Rubella vaccines are available either in monovalent formulation (vaccine directed at only one pathogen) or more commonly in combinations with other vaccines such as with vaccines against measles (MR), measles and mumps (MMR), or measles, mumps and varicella (MMRV).
Adverse reactions following vaccination are generally mild. They may include pain and redness at the injection site, low-grade fever, rash and muscle aches. Mass immunization campaigns in the Region of the Americas involving more than 250 million adolescents and adults did not identify any serious adverse reactions associated with the vaccine.
WHO recommends that all countries that have not yet introduced rubella vaccine should consider to do so using existing well-established measles immunization programmes.
In April 2012, the Measles Initiative – now known as the Measles & Rubella Initiative – launched a new Global Measles and Rubella Strategic Plan which covers the period 2012-2020. The Plan includes new global goals for 2015 and 2020.
By the end of 2015
- Reduce global measles deaths by at least 95% compared with 2000 levels.
- Achieve regional measles and rubella/congenital rubella syndrome (CRS) elimination goals.
By the end of 2020
- Achieve measles and rubella elimination in at least five WHO regions.
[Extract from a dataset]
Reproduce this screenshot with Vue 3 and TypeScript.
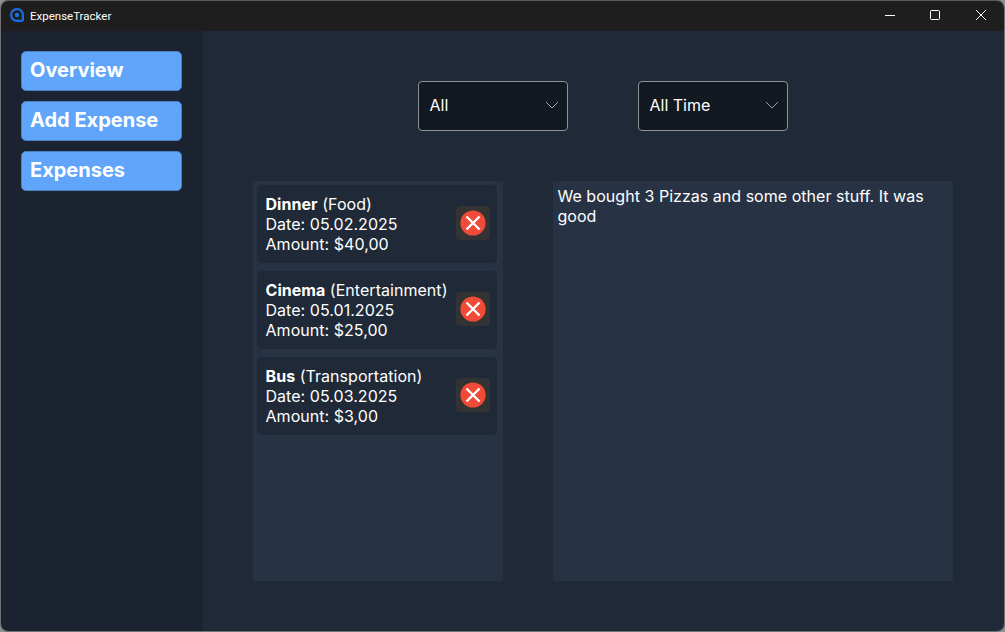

The strategy focuses on the implementation of five core components:
- achieve and maintain high vaccination coverage with two doses of measles- and rubella-containing vaccines;
- monitor the disease using effective surveillance, and evaluate programmatic efforts to ensure progress and the positive impact of vaccination activities;
- develop and maintain outbreak preparedness, rapid response to outbreaks and the effective treatment of cases;
- communicate and engage to build public confidence and demand for immunization;
- perform the research and development needed to support cost-effective action and improve vaccination and diagnostic tools.
Implementation of the Strategic Plan can protect and improve the lives of children and their mothers throughout the world, rapidly and sustainably. The Plan provides clear strategies for country immunization managers, working with domestic and international partners, to achieve the 2015 and 2020 measles and rubella control and elimination goals. It builds on years of experience in implementing immunization programmes and incorporates lessons from accelerated measles control and polio eradication initiatives.
As one of the founding members of the Measles & Rubella Initiative, WHO provides technical support to governments and communities to improve routine immunization programmes and hold targeted vaccination campaigns. In addition, the WHO Global Measles and Rubella Laboratory Network supports the diagnosis of rubella and CRS cases and tracking of the spread of rubella viruses.